France will eventually sell the Mistrals (the government says there are interested buyers). But it will probably take a loss, even if Canada, India or some other country acquires them, because this would be a distressed sale. In Russia, meanwhile, Rogozin succeeded in convincing Putin that the Mistral fiasco proves Russia needs to build its own warships. Russia's new naval doctrine, which Putin signed into effect last month, deems it necessary to ensure "the Russian Federation's technological independence in the areas of shipbuilding and naval equipment in accordance with the state armaments program."

The Russian Finance Ministry has been calling for cuts to the ambitious, 23 trillion ruble ($359 billion) rearmament program Russia has approved until 2020, but the Defense Ministry said last month it didn't expect any drastic reductions this or next year. In its naval part, the program centers on localizing the production of equipment Russia used to buy from Ukraine or the West, such as marine diesel engines.

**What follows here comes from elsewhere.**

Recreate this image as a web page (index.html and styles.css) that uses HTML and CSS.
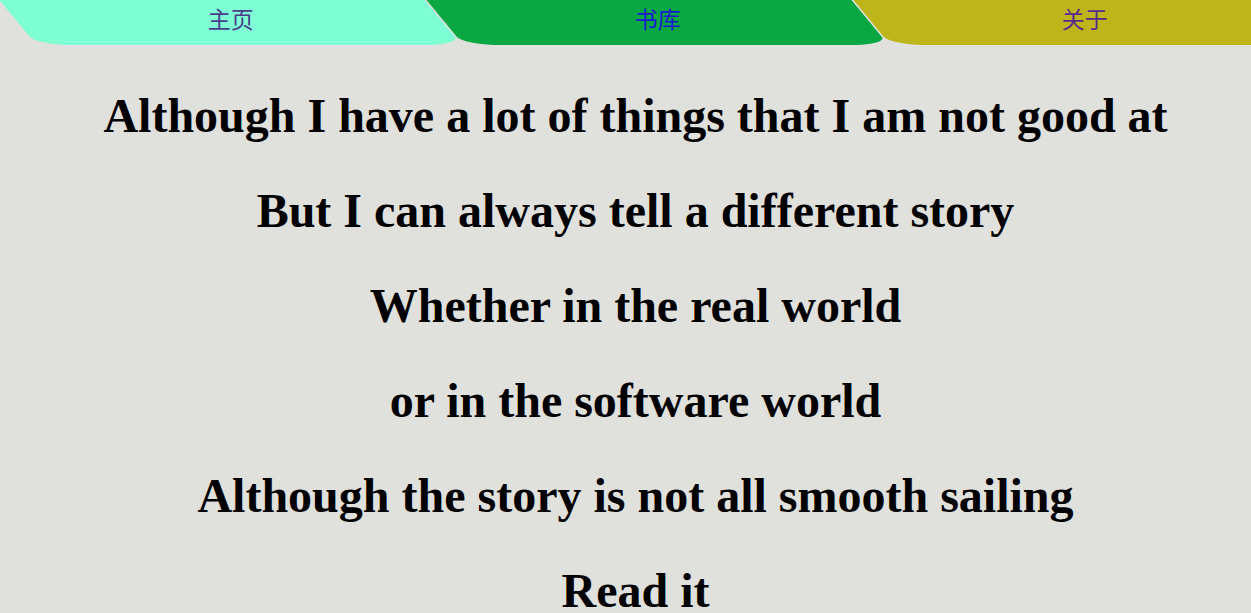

This won't necessarily be easy. Last month, the navy's commander, Admiral Viktor Chirkov, told a high-level meeting on the rearmament program that so far, import substitution wasn't working in engine production: Local factories cannot build engines and other sensitive equipment without imported parts. "They squandered all the technology," Chirkov said. "You understand that everyone sitting here is spending the government's money, but there's no upshot." Rogozin agreed that billions of rubles had been spent on research and development without obvious results.

That doesn't means billions more won't be spent, despite Russia's recession. The failed Mistral deal will lead to increased investment in Russian shipyards -- just as it did for Saint-Nazaire -- and has already strengthened hawkish proponents of Russian autarky, such as Rogozin.